DATA:

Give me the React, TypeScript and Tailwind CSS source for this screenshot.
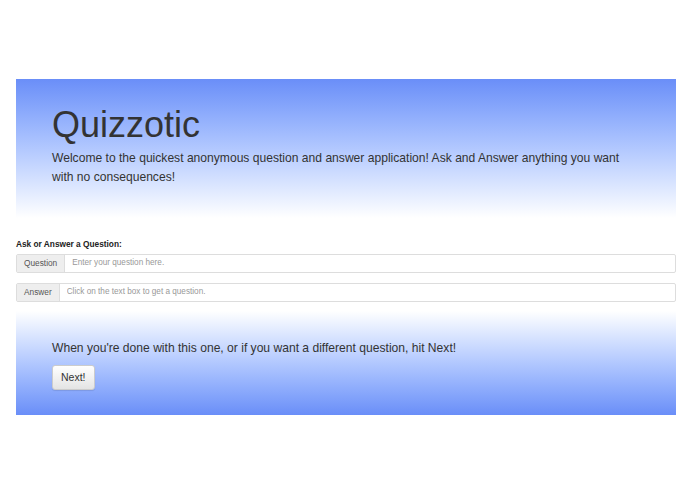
import { useState } from "react";

export default function App() {
	const [question, setQuestion] = useState("");
	const [answer, setAnswer] = useState("");

	return (
		<div className="min-h-screen bg-white pt-[79px] font-['Liberation_Sans',Arial,sans-serif] text-[#333]">
			<div className="ml-4 mr-[19px]">
				{/* header jumbotron */}
				<div className="h-[139px] bg-gradient-to-b from-[#6a8ef8] to-white px-9 pt-[25px]">
					<h1 className="text-[36px] leading-[42px] font-normal">Quizzotic</h1>
					<p className="mt-[3px] text-[12.1px] leading-[19px]">
						Welcome to the quickest anonymous question and answer application! Ask and Answer anything you want with no consequences!
					</p>
				</div>

				<form className="mt-[21px]" onSubmit={(e) => e.preventDefault()}>
					<label className="block text-[8.3px] leading-[10px] font-bold text-[#222]">Ask or Answer a Question:</label>
					<div className="mt-[5px] flex h-[19px] rounded-[2px] border border-[#ddd]">
						<span className="flex items-center bg-[#eee] border-r border-[#ddd] px-[7px] text-[8.3px] text-[#555]">Question</span>
						<input
							className="flex-1 px-[7px] text-[8.2px] text-[#555] placeholder:text-[#999] outline-none"
							placeholder="Enter your question here."
							value={question}
							onChange={(e) => setQuestion(e.target.value)}
						/>
					</div>
					<div className="mt-[10px] flex h-[19px] rounded-[2px] border border-[#ddd]">
						<span className="flex items-center bg-[#eee] border-r border-[#ddd] px-[7px] text-[8.3px] text-[#555]">Answer</span>
						<input
							className="flex-1 px-[7px] text-[8.2px] text-[#555] placeholder:text-[#999] outline-none"
							placeholder="Click on the text box to get a question."
							value={answer}
							onChange={(e) => setAnswer(e.target.value)}
						/>
					</div>
				</form>

				{/* footer jumbotron */}
				<div className="mt-[9px] h-[104px] bg-gradient-to-b from-white to-[#6a8ef8] px-9 pt-[29px]">
					<p className="text-[12.1px] leading-[17px]">When you're done with this one, or if you want a different question, hit Next!</p>
					<button className="mt-[8px] h-[25px] rounded-[3px] border border-[#ccc] bg-gradient-to-b from-white to-[#e4e4e4] px-[8px] text-[10.5px] text-[#333] shadow-[0_1px_1px_rgba(0,0,0,0.1)]">
						Next!
					</button>
				</div>
			</div>
		</div>
	);
}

THE TASK:
Return all of the data exactly as written, and drop the pictures.

SOLUTION:
Give me the React, TypeScript and Tailwind CSS source for this screenshot.
import { useState } from "react";

export default function App() {
	const [question, setQuestion] = useState("");
	const [answer, setAnswer] = useState("");

	return (
		<div className="min-h-screen bg-white pt-[79px] font-['Liberation_Sans',Arial,sans-serif] text-[#333]">
			<div className="ml-4 mr-[19px]">
				{/* header jumbotron */}
				<div className="h-[139px] bg-gradient-to-b from-[#6a8ef8] to-white px-9 pt-[25px]">
					<h1 className="text-[36px] leading-[42px] font-normal">Quizzotic</h1>
					<p className="mt-[3px] text-[12.1px] leading-[19px]">
						Welcome to the quickest anonymous question and answer application! Ask and Answer anything you want with no consequences!
					</p>
				</div>

				<form className="mt-[21px]" onSubmit={(e) => e.preventDefault()}>
					<label className="block text-[8.3px] leading-[10px] font-bold text-[#222]">Ask or Answer a Question:</label>
					<div className="mt-[5px] flex h-[19px] rounded-[2px] border border-[#ddd]">
						<span className="flex items-center bg-[#eee] border-r border-[#ddd] px-[7px] text-[8.3px] text-[#555]">Question</span>
						<input
							className="flex-1 px-[7px] text-[8.2px] text-[#555] placeholder:text-[#999] outline-none"
							placeholder="Enter your question here."
							value={question}
							onChange={(e) => setQuestion(e.target.value)}
						/>
					</div>
					<div className="mt-[10px] flex h-[19px] rounded-[2px] border border-[#ddd]">
						<span className="flex items-center bg-[#eee] border-r border-[#ddd] px-[7px] text-[8.3px] text-[#555]">Answer</span>
						<input
							className="flex-1 px-[7px] text-[8.2px] text-[#555] placeholder:text-[#999] outline-none"
							placeholder="Click on the text box to get a question."
							value={answer}
							onChange={(e) => setAnswer(e.target.value)}
						/>
					</div>
				</form>

				{/* footer jumbotron */}
				<div className="mt-[9px] h-[104px] bg-gradient-to-b from-white to-[#6a8ef8] px-9 pt-[29px]">
					<p className="text-[12.1px] leading-[17px]">When you're done with this one, or if you want a different question, hit Next!</p>
					<button className="mt-[8px] h-[25px] rounded-[3px] border border-[#ccc] bg-gradient-to-b from-white to-[#e4e4e4] px-[8px] text-[10.5px] text-[#333] shadow-[0_1px_1px_rgba(0,0,0,0.1)]">
						Next!
					</button>
				</div>
			</div>
		</div>
	);
}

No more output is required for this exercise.